| WHAT YOU NEED TO DO |
Report how many lines hold the word "styled"; answer with the number alone.
○ ○ ○ ○
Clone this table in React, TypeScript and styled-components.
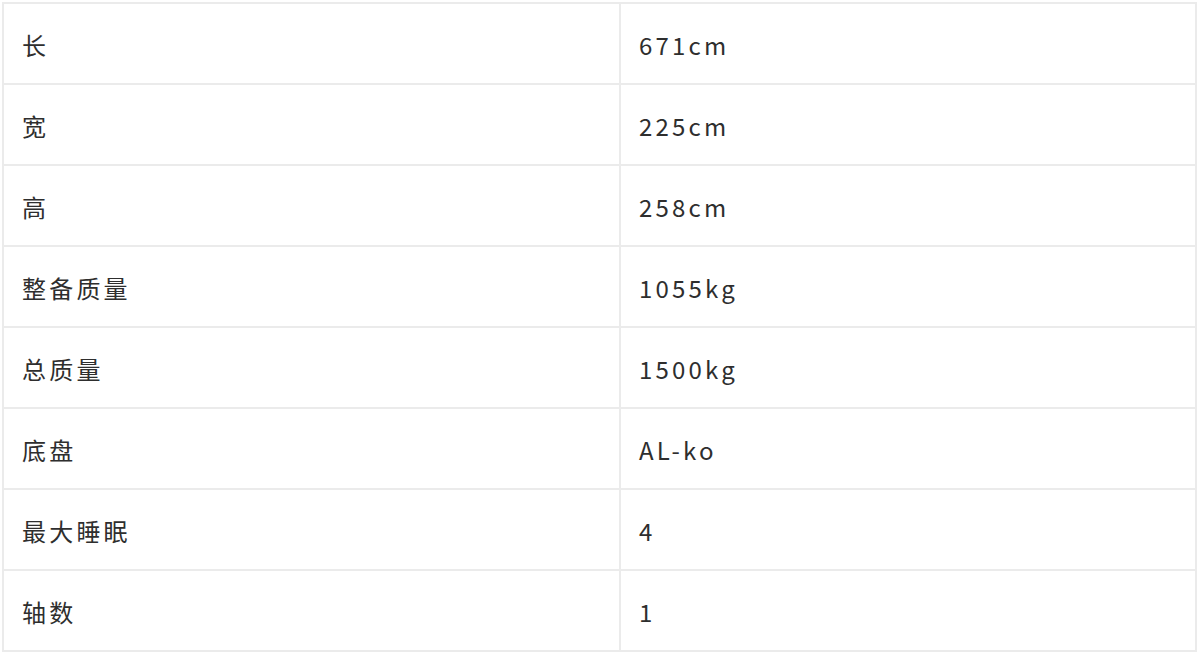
import React from 'react';
import styled, { createGlobalStyle } from 'styled-components';

interface Spec {
  name: string;
  value: string;
}

const specs: Spec[] = [
  { name: '长', value: '671cm' },
  { name: '宽', value: '225cm' },
  { name: '高', value: '258cm' },
  { name: '整备质量', value: '1055kg' },
  { name: '总质量', value: '1500kg' },
  { name: '底盘', value: 'AL-ko' },
  { name: '最大睡眠', value: '4' },
  { name: '轴数', value: '1' },
];

const GlobalStyle = createGlobalStyle`
  body {
    margin: 0;
    background: #ffffff;
    font-family: "Noto Sans CJK SC", "Noto Sans", sans-serif;
  }
`;

const Page = styled.div`
  padding: 2px 3px 0 2px;
`;

const Table = styled.table`
  width: 1195px;
  border-collapse: collapse;
  table-layout: fixed;
`;

const TableRow = styled.tr`
  height: 81px;
`;

const TableCell = styled.td<{ $wide?: boolean }>`
  width: ${(p) => (p.$wide ? '597px' : 'auto')};
  padding: 2px 0 0 18px;
  border: 2px solid #ebebeb;
  color: #2e2e2e;
  font-size: 24px;
  letter-spacing: 3.2px;
  vertical-align: middle;
`;

const App: React.FC = () => {
  return (
    <>
      <GlobalStyle />
      <Page>
        <Table>
          <tbody>
            {specs.map((spec, index) => (
              <TableRow key={index}>
                <TableCell $wide>{spec.name}</TableCell>
                <TableCell>{spec.value}</TableCell>
              </TableRow>
            ))}
          </tbody>
        </Table>
      </Page>
    </>
  );
};

export default App;
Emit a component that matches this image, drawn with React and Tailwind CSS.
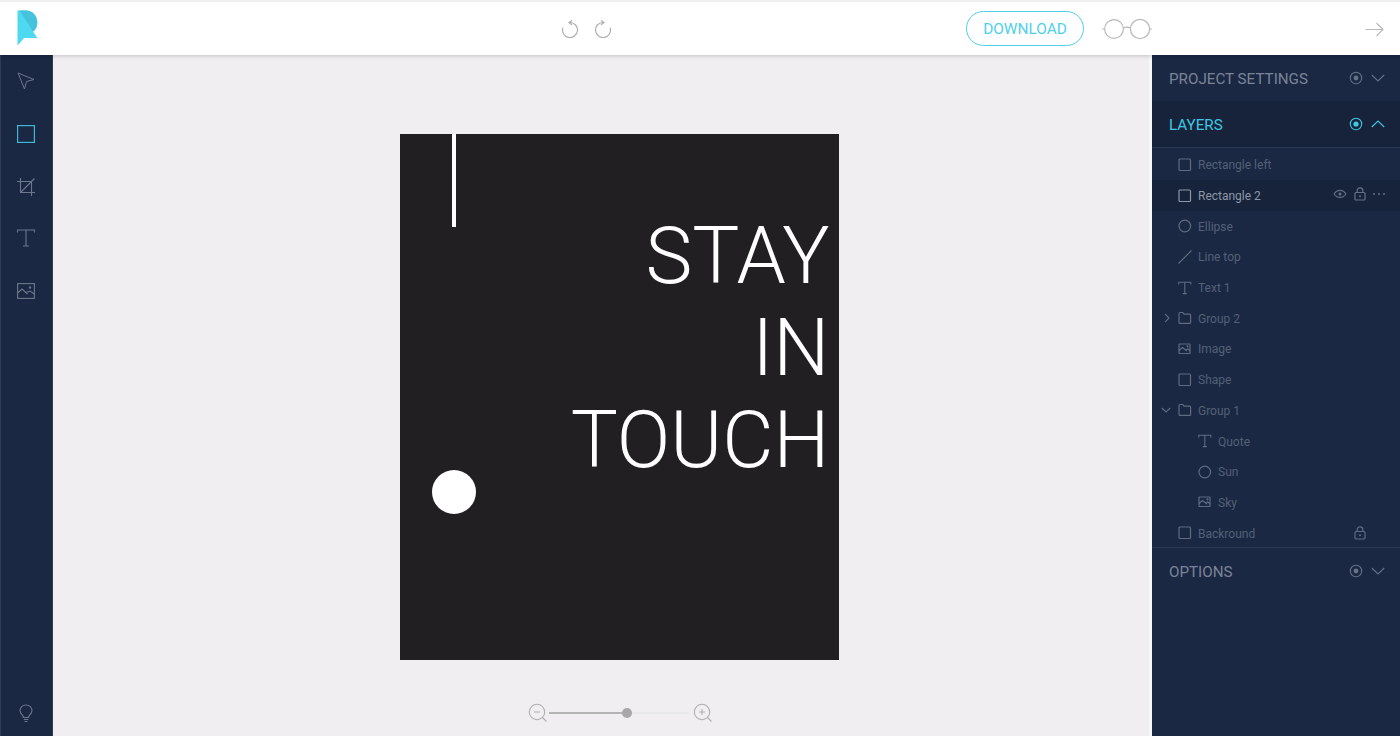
○ ○ ○ ○
| TASK RESPONSE |
6